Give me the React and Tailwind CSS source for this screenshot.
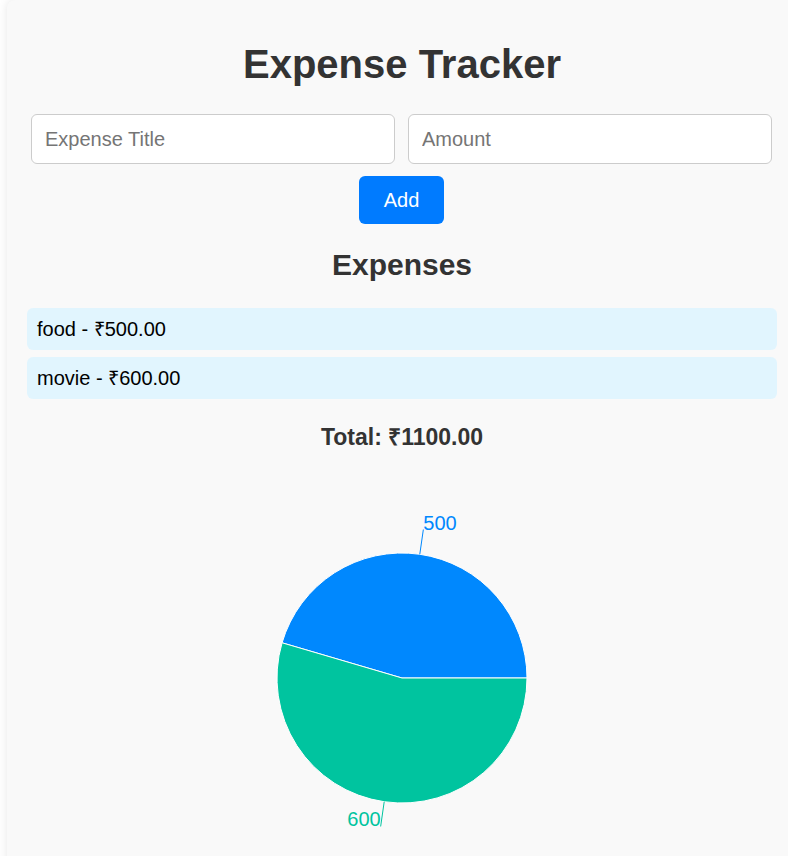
import React, { useState } from 'react';

const expenses = [
  { title: 'food', amount: 500 },
  { title: 'movie', amount: 600 },
];

const COLORS = ['#0088FE', '#00C49F'];

const ExpensePie = ({ data }) => {
  const cx = 200;
  const cy = 200;
  const r = 125;
  const total = data.reduce((s, d) => s + d.amount, 0);
  const toPoint = (deg, radius) => {
    const rad = (deg * Math.PI) / 180;
    return [cx + radius * Math.cos(rad), cy - radius * Math.sin(rad)];
  };

  let start = 0;
  const slices = data.map((d, i) => {
    const sweep = (d.amount / total) * 360;
    const end = start + sweep;
    const mid = start + sweep / 2;
    const [x1, y1] = toPoint(start, r);
    const [x2, y2] = toPoint(end, r);
    const [lx1, ly1] = toPoint(mid, r);
    const [lx2, ly2] = toPoint(mid, r + 25);
    const large = sweep > 180 ? 1 : 0;
    const slice = {
      path: `M${cx},${cy} L${x1},${y1} A${r},${r} 0 ${large} 0 ${x2},${y2} Z`,
      line: [lx1, ly1, lx2, ly2],
      anchor: lx2 >= cx ? 'start' : 'end',
      color: COLORS[i % COLORS.length],
      value: d.amount,
    };
    start = end;
    return slice;
  });

  return (
    <svg width="400" height="400" viewBox="0 0 400 400">
      {slices.map((s, i) => (
        <path key={i} d={s.path} fill={s.color} stroke="#fff" strokeWidth="1" />
      ))}
      {slices.map((s, i) => (
        <g key={'l' + i}>
          <line x1={s.line[0]} y1={s.line[1]} x2={s.line[2]} y2={s.line[3]} stroke={s.color} strokeWidth="1" />
          <text
            x={s.line[2]}
            y={s.line[3]}
            textAnchor={s.anchor}
            fill={s.color}
            fontSize="20"
            fontFamily="'Liberation Sans', Arial, sans-serif"
          >
            {s.value}
          </text>
        </g>
      ))}
    </svg>
  );
};

export default function App() {
  const [title, setTitle] = useState('');
  const [amount, setAmount] = useState('');
  const total = expenses.reduce((s, e) => s + e.amount, 0);

  return (
    <div className="h-[856px] w-full overflow-hidden bg-white font-['Liberation_Sans',Arial,sans-serif]">
      <div className="ml-[7px] min-h-[900px] w-[790px] rounded-lg bg-[#f9f9f9] px-[20px] shadow-[0_0_10px_rgba(0,0,0,0.1)]">
        <h1 className="pt-[40px] text-center text-[40px] font-bold leading-[48px] text-[#333]">
          Expense Tracker
        </h1>

        {/* Form */}
        <div className="mt-[26px] flex gap-[13px] pl-[4px] pr-[5px]">
          <input
            value={title}
            onChange={(e) => setTitle(e.target.value)}
            placeholder="Expense Title"
            className="h-[50px] flex-1 rounded-[6px] border border-[#ccc] bg-white px-[13px] text-[20px] text-black placeholder:text-[#757575] outline-none"
          />
          <input
            value={amount}
            onChange={(e) => setAmount(e.target.value)}
            placeholder="Amount"
            className="h-[50px] flex-1 rounded-[6px] border border-[#ccc] bg-white px-[13px] text-[20px] text-black placeholder:text-[#757575] outline-none"
          />
        </div>
        <div className="mt-[12px] flex justify-center pr-[1px]">
          <button className="h-[48px] w-[85px] rounded-[6px] bg-[#007bff] text-[20px] text-white">
            Add
          </button>
        </div>

        <h2 className="mt-[23px] text-center text-[30px] font-bold leading-[36px] text-[#333]">
          Expenses
        </h2>

        {/* List */}
        <ul className="mt-[25px] flex flex-col gap-[7px]">
          {expenses.map((e) => (
            <li
              key={e.title}
              className="flex h-[42px] items-center rounded-[6px] bg-[#e1f5fe] px-[10px] text-[20px] text-black"
            >
              {e.title} - ₹{e.amount.toFixed(2)}
            </li>
          ))}
        </ul>

        <h3 className="mt-[24px] text-center text-[23px] font-bold leading-[28px] text-[#333]">
          Total: ₹{total.toFixed(2)}
        </h3>

        <div className="mt-[27px] flex justify-center">
          <ExpensePie data={expenses} />
        </div>
      </div>
    </div>
  );
}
-------------------------
--- WORK TO COMPLETE ---
State the count of lines in the data holding the word "React", adding nothing to it.

--- SOLUTION FOR THIS PROBLEM ---
2